I ask a waiter for directions, and whatever gender he thinks I am is less interesting to him than getting me out of his way, so I'll call that a win too. I trace my way down some hallways until I get to the door for backstage. There's someone setting up music in one wing, and I look across the stage to the other wing and Mara's there. She's looking in a mirror, fluffing up her hair and slipping in her earrings. She's wearing this red sequined dress and satin heels. She looks like someone out of an old movie, like she's going to drape herself against a lamp post with a microphone and that hair and sing something low and slow.
I stand there like a statue while she puts on her lipstick. I keep trying to move or to take my eyes off her or to do anything and I'm just...I'm so scared
that if I do something, she'll notice me staring at her, and she'll see me like this and she'll laugh or freak out about how I don't look like a boy and everything will just be over.
She sets the lipstick down and studies herself in the mirror, and I, well, man up and go around backstage to her wing. She turns around when she hears my footsteps and starts to say something, and stops.
I twist my hands.
“Wow,” she breathes eventually.
“Really?”
“I...um, you look amazing. Oh, here.” She shakes herself off a little and comes over to tie my tie. She doesn't do it up like Tristan did, reaching from behind me—she stands in front of me, our toes together, her wrist resting on my chest.
She slides the knot up to my throat. I swallow.
“There,” she whispers.
“I really look okay?”
“Yeah, you...um, hang on, I brought you something.” She takes my wrist and pulls me over to her mirror and takes some makeup out of her bag. She holds up this weird black spongey thing.
“What's that?”
“Hold still,” she says, and she dips it in some brown makeup and stipples it around my jawline and above my lip. “There.”
I look in the mirror. “That looks fake as hell.”

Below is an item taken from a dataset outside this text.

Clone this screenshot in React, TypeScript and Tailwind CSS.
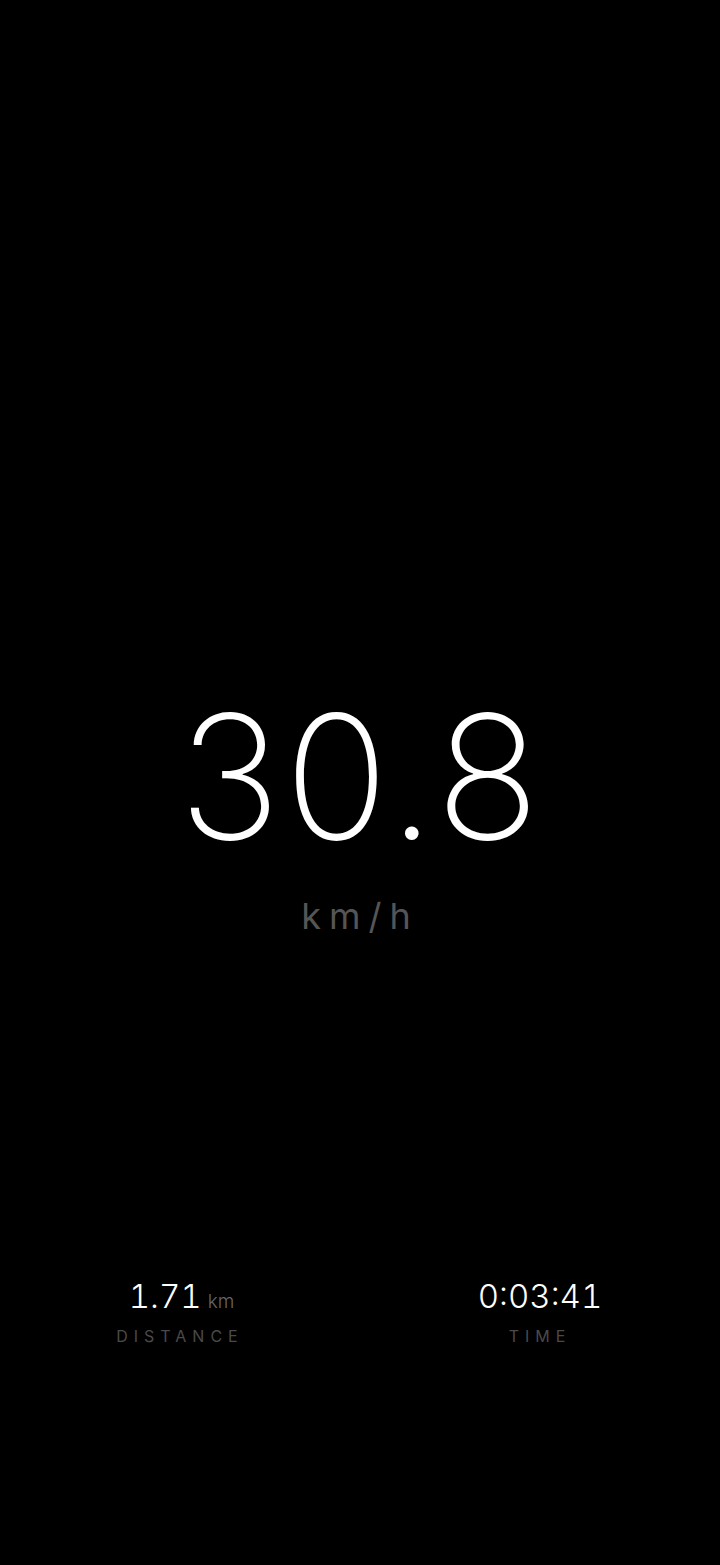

“Yeah, it looks dumb close up, but it really works from a distance.” She licks her finger and dabs at a spot next to my mouth. “Perfect.” She squeezes my wrists. “Are you ready?”
“I feel like I could do anything,” I say before I can stop myself.
The house lights go out. I hear the mumble of the crowd for the first time. Were they always there? Why didn't I notice them before?
They start applauding.
“Come on,” Mara says. “It's time.”
We go out into the dark and get in position at center stage. I'm stationed behind her, ready to do the thing where I run my fingers down her side, if I don't throw up first. I can see little bumps of people sitting at their tables. Mostly old and white, like Sideling, but other than that it's hard to make out anything about them. How well do they know dance? Are they going to notice if I mess up? Do they already know something's wrong by the way I walked or the way I'm standing?
Mara reaches back and wraps her arm around my neck and we wait for the lights and the music. “You can do this,” she whispers.